Museum exhibitions, development and planning director Clare Wilson said she preferred not to comment on the review because it had not yet been completed and had not been publicly released.
"I don't want to be seen to be commenting on something that's not appropriate," Ms Wilson said.
Some media reporting of the review had suggested it was focusing on deficiencies at the museum, or was otherwise negative in its aims.
In fact, the review had been initiated jointly by the Dunedin City Council and the museum and dealt with issues such as insurance costs, funding of depreciation, energy issues and staff pay, which had long been of concern at the museum.
The review was examining what the museum's "long-term funding needs" were, in order that it be a resilient and sustainable business, she said.
Otago Museum Trust Board deputy chairman Malcolm Farry attended his last board meeting this week after recently resigning as one of the city council's four appointees on the board.

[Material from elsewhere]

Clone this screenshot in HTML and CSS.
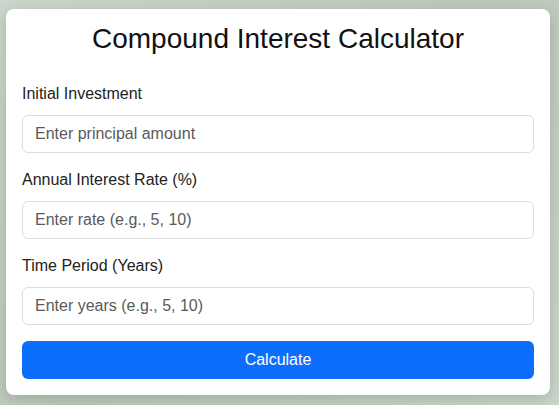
FILE: index.html
```html
<!DOCTYPE html>
<html lang="en">
<head>
<meta charset="utf-8">
<title>Compound Interest Calculator</title>
<link rel="stylesheet" href="styles.css">
</head>
<body>
  <div class="card">
    <h1 class="title">Compound Interest Calculator</h1>
    <div class="group">
      <label class="label" for="p">Initial Investment</label>
      <input class="field" id="p" type="text" placeholder="Enter principal amount">
    </div>
    <div class="group">
      <label class="label" for="r">Annual Interest Rate (%)</label>
      <input class="field" id="r" type="text" placeholder="Enter rate (e.g., 5, 10)">
    </div>
    <div class="group">
      <label class="label" for="t">Time Period (Years)</label>
      <input class="field" id="t" type="text" placeholder="Enter years (e.g., 5, 10)">
    </div>
    <button class="btn" type="button">Calculate</button>
  </div>
</body>
</html>
```

FILE: styles.css
```css
html, body {
  margin: 0;
  height: 100%;
}
body {
  font-family: "Liberation Sans", Arial, sans-serif;
  background: linear-gradient(135deg, #ccd6cc 0%, #bcc8bc 50%, #ccd6cc 100%);
  padding: 9px 0 0 6px;
  box-sizing: border-box;
}
.card {
  width: 544px;
  box-sizing: border-box;
  background: #fff;
  border-radius: 8px;
  box-shadow: 0 4px 14px rgba(60, 80, 60, 0.25);
  padding: 14px 16px 16px;
  display: flex;
  flex-direction: column;
}
.title {
  margin: 0 0 30px;
  font-size: 28px;
  font-weight: normal;
  line-height: 32px;
  text-align: center;
  color: #111;
}
.group {
  display: flex;
  flex-direction: column;
  margin-bottom: 18px;
}
.group:nth-last-of-type(1) {
  margin-bottom: 16px;
}
.label {
  font-size: 16px;
  line-height: 18px;
  color: #222;
  margin-bottom: 12px;
}
.field {
  height: 38px;
  box-sizing: border-box;
  border: 1px solid #dcdcdc;
  border-radius: 6px;
  padding: 0 12px;
  font-family: inherit;
  font-size: 16px;
  color: #222;
  outline: none;
}
.field::placeholder {
  color: #5a5a5a;
}
.btn {
  height: 38px;
  border: none;
  border-radius: 6px;
  background: #0d6efd;
  color: #fff;
  font-family: inherit;
  font-size: 16px;
}
```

In an interview, Mr Farry said the Otago Museum was highly regarded in New Zealand museum circles and was one of the best-performing public facilities in Dunedin.
Many of Dunedin's achievements, including its high-quality university and the Otago Museum, deserved to be celebrated more fully, he said.
Nevertheless, he believed the museum review was "a very positive thing" and could result in further improvements.
Sometimes, people did get "anxious" about reviews, but that was not his approach.
He was "astonished" that "some branches of the media" were using the review process to make unwarranted criticisms of the museum, he said.